▶ TASK
Bring together all lines of the material below that contain the string "with".

# START OF DATA BLOCK

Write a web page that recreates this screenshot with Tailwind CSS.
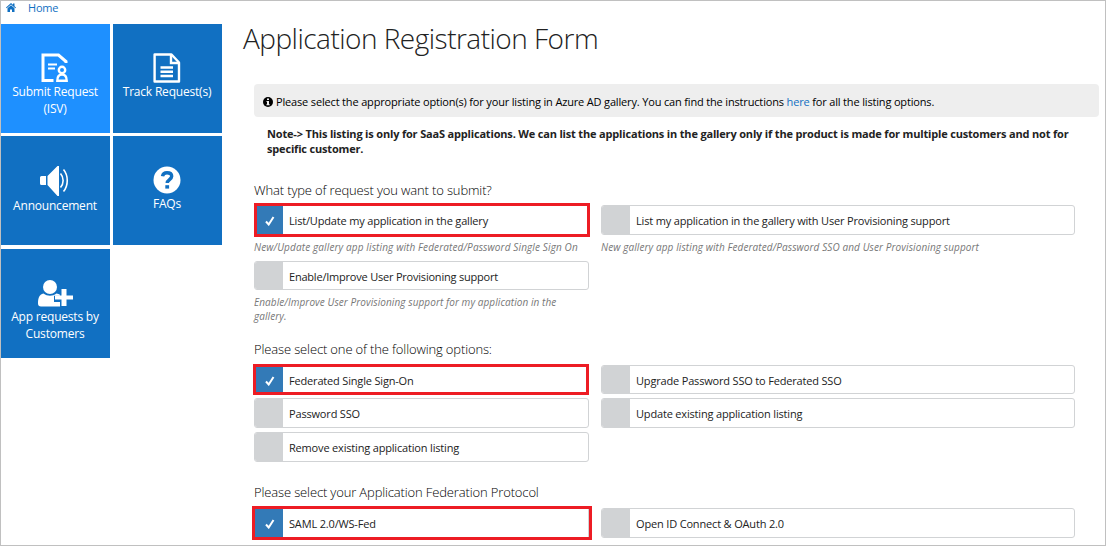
<!DOCTYPE html>
<html lang="en">
<head>
<meta charset="utf-8">
<title>Application Registration Form</title>
<script src="https://cdn.jsdelivr.net/npm/@tailwindcss/browser@4"></script>
</head>
<body class="bg-white">
<div class="w-[1106px] h-[546px] border border-[#c0c0c0] overflow-hidden font-['Open_Sans','Noto_Sans',sans-serif] text-[#222] whitespace-nowrap">
  <header class="h-[23px] flex items-start pl-[5px] text-[#1170c2]">
    <svg class="w-[10px] h-[9px] mt-[2px] mr-[12px]" viewBox="0 0 20 18" fill="currentColor"><path d="M10 0 0 9l1.300 1.500L10 3l8.700 7.500L20 9l-3-2.700V1h-3v2.600z"/><path d="M10 4.500 3 10.500V18h5v-5h4v5h5v-7.500z"/></svg>
    <a class="text-[11px] leading-[13px] tracking-[-0.200px]">Home</a>
  </header>
  <div class="flex">
    <nav class="w-[221px] shrink-0 grid grid-cols-[109px_109px] grid-rows-[109px_110px_109px] gap-[3px] text-white text-[12px] leading-[17px] tracking-[-0.200px] text-center">
      <a class="h-[109px] bg-[#1e90ff] flex flex-col items-center pt-[29px] pr-px">
        <svg class="w-[28px] h-[30px]" viewBox="0 0 28 30" fill="none" stroke="#fff"><path d="M12.500 27.500H2V2H17.500l7.500 6.500v1.500" stroke-width="3"/><path d="M7 11.500h9M7 15.500h7" stroke-width="2"/><circle cx="21" cy="17" r="3.200" stroke-width="2.400"/><path d="M16.300 27.800c0-4 2-6.300 4.700-6.300s4.700 2.300 4.700 6.300z" stroke-width="2.400"/></svg>
        <span>Submit Request</span><span>(ISV)</span>
      </a>
      <a class="h-[109px] bg-[#1170c2] flex flex-col items-center pt-[29px] pr-px">
        <svg class="w-[28px] h-[30px]" viewBox="0 0 28 30" fill="none" stroke="#fff" stroke-width="2.400"><path d="M1.600 1.500h16.900l7.500 8v19H1.600z" stroke-linejoin="round"/><path d="M18 2v8h8M7.500 14.500H20M7.500 18.800H20M7.500 23H20"/></svg>
        <span>Track Request(s)</span>
      </a>
      <a class="h-[109px] bg-[#1170c2] flex flex-col items-center pt-[29px] pr-px">
        <svg class="w-[30px] h-[31px] mr-[2px] mb-px" viewBox="0 0 30 31" fill="#fff"><path d="M2.500 11H7v9H2.500Q1 20 1 18.500v-6Q1 11 2.500 11zM8.500 11l10-10H20v30h-1.500L8.500 20z"/><path d="M21.500 8.500c3.500 4 3.500 10 0 14M24.500 4.500c5 6 5 16 0 22" fill="none" stroke="#fff" stroke-width="1.600"/></svg>
        <span>Announcement</span>
      </a>
      <a class="h-[109px] bg-[#1170c2] flex flex-col items-center pt-[30px] pr-px">
        <svg class="w-[28px] h-[28px] mb-px" viewBox="0 0 28 28"><circle cx="14" cy="14" r="13.500" fill="#fff"/><path d="M9.500 10.300C10 7.500 11.800 6.700 14 6.700c2.700 0 4.700 1.300 4.700 3.600 0 3.200-4.500 3.300-4.500 6.700" fill="none" stroke="#1170c2" stroke-width="3.400"/><path d="M12.300 19.200h3.800v3.400h-3.800z" fill="#1170c2"/></svg>
        <span>FAQs</span>
      </a>
      <a class="h-[109px] bg-[#1170c2] flex flex-col items-center pt-[30px] pr-px">
        <svg class="w-[36px] h-[29px]" viewBox="0 0 36 29" fill="#fff"><circle cx="13" cy="8" r="7"/><path d="M6.500 14.500c4 3 9 3 13 0 1.500.2 2.500.6 3.500 1.200v1h-6v6.300h6v4.500H4c-2 0-3-1-3-3 0-5 1-9 5.500-10z"/><path d="M24.500 10h5v6.500h6.500v4h-6.500v6.500h-5v-6.500H18v-4h6.500z"/></svg>
        <span>App requests by</span><span>Customers</span>
      </a>
    </nav>
    <main class="pl-[21px]">
      <h1 class="h-[60px] text-[28px] leading-[29px] font-light tracking-[-0.510px]">Application Registration Form</h1>
      <div class="ml-[11px]">
        <div class="w-[845px] h-[33px] rounded-[4px] bg-[#eee] flex items-center pl-[9px] pt-[3px] text-[11px] tracking-[-0.163px] text-black">
          <svg class="w-[10px] h-[10px] mr-[3px]" viewBox="0 0 10 10"><circle cx="5" cy="5" r="5" fill="#000"/><path d="M4 1.500h2v1.500H4zM3.500 4H6v3.200h.7v1H3.400v-1H4V5h-.5z" fill="#eee"/></svg>
          <p>Please select the appropriate option(s) for your listing in Azure AD gallery. You can find the instructions <a class="text-[#1170c2]">here</a> for all the listing options.</p>
        </div>
        <p class="ml-[13px] mt-[9px] text-[11px] leading-[15px] tracking-[-0.175px] font-bold">Note-&gt; This listing is only for SaaS applications. We can list the applications in the gallery only if the product is made for multiple customers and not for<br>specific customer.</p>

        <h2 class="mt-[24px] h-[25px] text-[13px] leading-[20px] tracking-[-0.140px] font-light text-black">What type of request you want to submit?</h2>
        <div class="grid grid-cols-[335px_474px] gap-x-[12px] text-[11px] tracking-[-0.175px]">
          <div>
            <div class="relative h-[30px] flex">
              <div class="w-[29px] bg-[#337ab7] flex items-center justify-center"><svg class="w-[10px] h-[10px] ml-[3px] mt-[2px]" viewBox="0 0 10 10" fill="none" stroke="#fff" stroke-width="2"><path d="M1 5.500 3.700 8.500 8.500 1"/></svg></div>
              <span class="pl-[6px] leading-[32px]">List/Update my application in the gallery</span>
              <div class="absolute left-0 -top-[2px] w-[336px] h-[34px] border-[3px] border-[#ed1c24]"></div>
            </div>
            <p class="pt-[5px] pb-[7px] text-[10px] leading-[14px] tracking-[0.130px] italic text-[#777]">New/Update gallery app listing with Federated/Password Single Sign On</p>
            <div class="h-[29px] flex rounded-[3px] border border-[#d1d3d5] overflow-hidden">
              <div class="w-[28px] bg-[#d1d3d5]"></div>
              <span class="pl-[6px] leading-[30px] tracking-[-0.210px]">Enable/Improve User Provisioning support</span>
            </div>
            <p class="pt-[5px] text-[10px] leading-[14px] tracking-[0.080px] italic text-[#777]">Enable/Improve User Provisioning support for my application in the<br>gallery.</p>
          </div>
          <div>
            <div class="h-[30px] flex rounded-[3px] border border-[#d1d3d5] overflow-hidden">
              <div class="w-[28px] bg-[#d1d3d5]"></div>
              <span class="pl-[6px] leading-[30px]">List my application in the gallery with User Provisioning support</span>
            </div>
            <p class="pt-[5px] text-[10px] leading-[14px] tracking-[0.100px] italic text-[#777]">New gallery app listing with Federated/Password SSO and User Provisioning support</p>
          </div>
        </div>

        <h2 class="mt-[17px] h-[25px] text-[13px] leading-[19px] tracking-[-0.140px] font-light text-black">Please select one of the following options:</h2>
        <div class="grid grid-cols-[335px_474px] grid-rows-[29px_30px_30px] gap-x-[12px] gap-y-[4px] text-[11px] tracking-[-0.175px]">
          <div class="relative flex">
            <div class="w-[29px] bg-[#337ab7] flex items-center justify-center"><svg class="w-[10px] h-[10px] ml-[3px] mt-[2px]" viewBox="0 0 10 10" fill="none" stroke="#fff" stroke-width="2"><path d="M1 5.500 3.700 8.500 8.500 1"/></svg></div>
            <span class="pl-[6px] leading-[32px]">Federated Single Sign-On</span>
            <div class="absolute -left-px -top-px w-[336px] h-[31px] border-[3px] border-[#ed1c24]"></div>
          </div>
          <div class="flex rounded-[3px] border border-[#d1d3d5] overflow-hidden">
            <div class="w-[28px] bg-[#d1d3d5]"></div><span class="pl-[6px] leading-[30px]">Upgrade Password SSO to Federated SSO</span>
          </div>
          <div class="flex rounded-[3px] border border-[#d1d3d5] overflow-hidden">
            <div class="w-[28px] bg-[#d1d3d5]"></div><span class="pl-[6px] leading-[30px]">Password SSO</span>
          </div>
          <div class="flex rounded-[3px] border border-[#d1d3d5] overflow-hidden">
            <div class="w-[28px] bg-[#d1d3d5]"></div><span class="pl-[6px] leading-[30px]">Update existing application listing</span>
          </div>
          <div class="flex rounded-[3px] border border-[#d1d3d5] overflow-hidden">
            <div class="w-[28px] bg-[#d1d3d5]"></div><span class="pl-[6px] leading-[30px]">Remove existing application listing</span>
          </div>
        </div>

        <h2 class="mt-[20px] h-[26px] text-[13px] leading-[20px] tracking-[-0.140px] font-light text-black">Please select your Application Federation Protocol</h2>
        <div class="grid grid-cols-[335px_474px] grid-rows-[30px] gap-x-[12px] text-[11px] tracking-[-0.165px]">
          <div class="relative flex">
            <div class="w-[29px] bg-[#337ab7] flex items-center justify-center"><svg class="w-[10px] h-[10px] ml-[3px] mt-[2px]" viewBox="0 0 10 10" fill="none" stroke="#fff" stroke-width="2"><path d="M1 5.500 3.700 8.500 8.500 1"/></svg></div>
            <span class="grow pl-[6px] leading-[32px] border-r border-[#d1d3d5]">SAML 2.0/WS-Fed</span>
            <div class="absolute -left-[2px] -top-[2px] w-[340px] h-[34px] border-[3px] border-[#ed1c24]"></div>
          </div>
          <div class="flex rounded-[3px] border border-[#d1d3d5] overflow-hidden">
            <div class="w-[28px] bg-[#d1d3d5]"></div><span class="pl-[6px] leading-[30px]">Open ID Connect &amp; OAuth 2.0</span>
          </div>
        </div>
      </div>
    </main>
  </div>
</div>
</body>
</html>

# END OF DATA BLOCK

▶ SOLUTION
Write a web page that recreates this screenshot with Tailwind CSS.
            <p class="pt-[5px] pb-[7px] text-[10px] leading-[14px] tracking-[0.130px] italic text-[#777]">New/Update gallery app listing with Federated/Password Single Sign On</p>
              <span class="pl-[6px] leading-[30px]">List my application in the gallery with User Provisioning support</span>
            <p class="pt-[5px] text-[10px] leading-[14px] tracking-[0.100px] italic text-[#777]">New gallery app listing with Federated/Password SSO and User Provisioning support</p>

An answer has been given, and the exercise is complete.